Write out the listing below without alteration, omitting its pictures.

** Start Dataset content **

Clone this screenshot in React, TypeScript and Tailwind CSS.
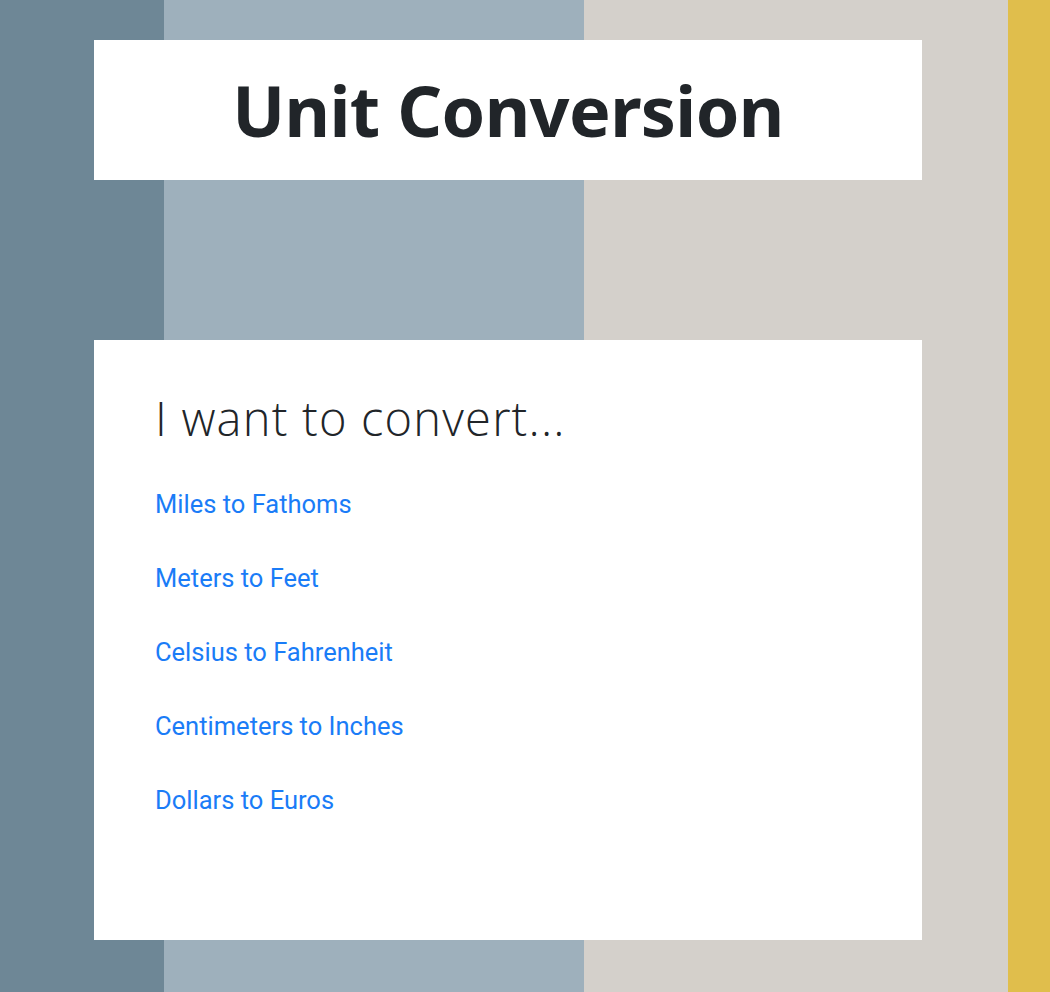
const links = [
  "Miles to Fathoms",
  "Meters to Feet",
  "Celsius to Fahrenheit",
  "Centimeters to Inches",
  "Dollars to Euros",
];

export default function App() {
  return (
    <main className="min-h-[992px] w-[1050px] bg-[linear-gradient(to_right,#6e8796_0px,#6e8796_164px,#9eb0bc_164px,#9eb0bc_584px,#d4d0cb_584px,#d4d0cb_1008px,#e0be4c_1008px)] pt-10">
      <div className="ml-[94px] w-[828px]">
        <header className="flex h-[140px] items-center justify-center bg-white">
          <h1 className="font-['Noto_Sans',sans-serif] text-[70px] font-bold leading-none tracking-[-0.6px] text-[#212529]">
            Unit Conversion
          </h1>
        </header>

        <section className="mt-[160px] h-[600px] bg-white px-[61px] pt-[50px]">
          <h2 className="font-['Open_Sans',sans-serif] text-[47px] font-light leading-[1.2] tracking-[1.2px] text-[#212529]">
            I want to convert...
          </h2>
          <ul className="mt-[43px] flex flex-col gap-[43px]">
            {links.map((l) => (
              <li key={l}>
                <a
                  href="#"
                  className="font-['Roboto',sans-serif] text-[25.5px] leading-[31px] text-[#1a7cf7]"
                >
                  {l}
                </a>
              </li>
            ))}
          </ul>
        </section>
      </div>
    </main>
  );
}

** End Dataset content **

#### [Written answer]
Clone this screenshot in React, TypeScript and Tailwind CSS.
const links = [
  "Miles to Fathoms",
  "Meters to Feet",
  "Celsius to Fahrenheit",
  "Centimeters to Inches",
  "Dollars to Euros",
];

export default function App() {
  return (
    <main className="min-h-[992px] w-[1050px] bg-[linear-gradient(to_right,#6e8796_0px,#6e8796_164px,#9eb0bc_164px,#9eb0bc_584px,#d4d0cb_584px,#d4d0cb_1008px,#e0be4c_1008px)] pt-10">
      <div className="ml-[94px] w-[828px]">
        <header className="flex h-[140px] items-center justify-center bg-white">
          <h1 className="font-['Noto_Sans',sans-serif] text-[70px] font-bold leading-none tracking-[-0.6px] text-[#212529]">
            Unit Conversion
          </h1>
        </header>

        <section className="mt-[160px] h-[600px] bg-white px-[61px] pt-[50px]">
          <h2 className="font-['Open_Sans',sans-serif] text-[47px] font-light leading-[1.2] tracking-[1.2px] text-[#212529]">
            I want to convert...
          </h2>
          <ul className="mt-[43px] flex flex-col gap-[43px]">
            {links.map((l) => (
              <li key={l}>
                <a
                  href="#"
                  className="font-['Roboto',sans-serif] text-[25.5px] leading-[31px] text-[#1a7cf7]"
                >
                  {l}
                </a>
              </li>
            ))}
          </ul>
        </section>
      </div>
    </main>
  );
}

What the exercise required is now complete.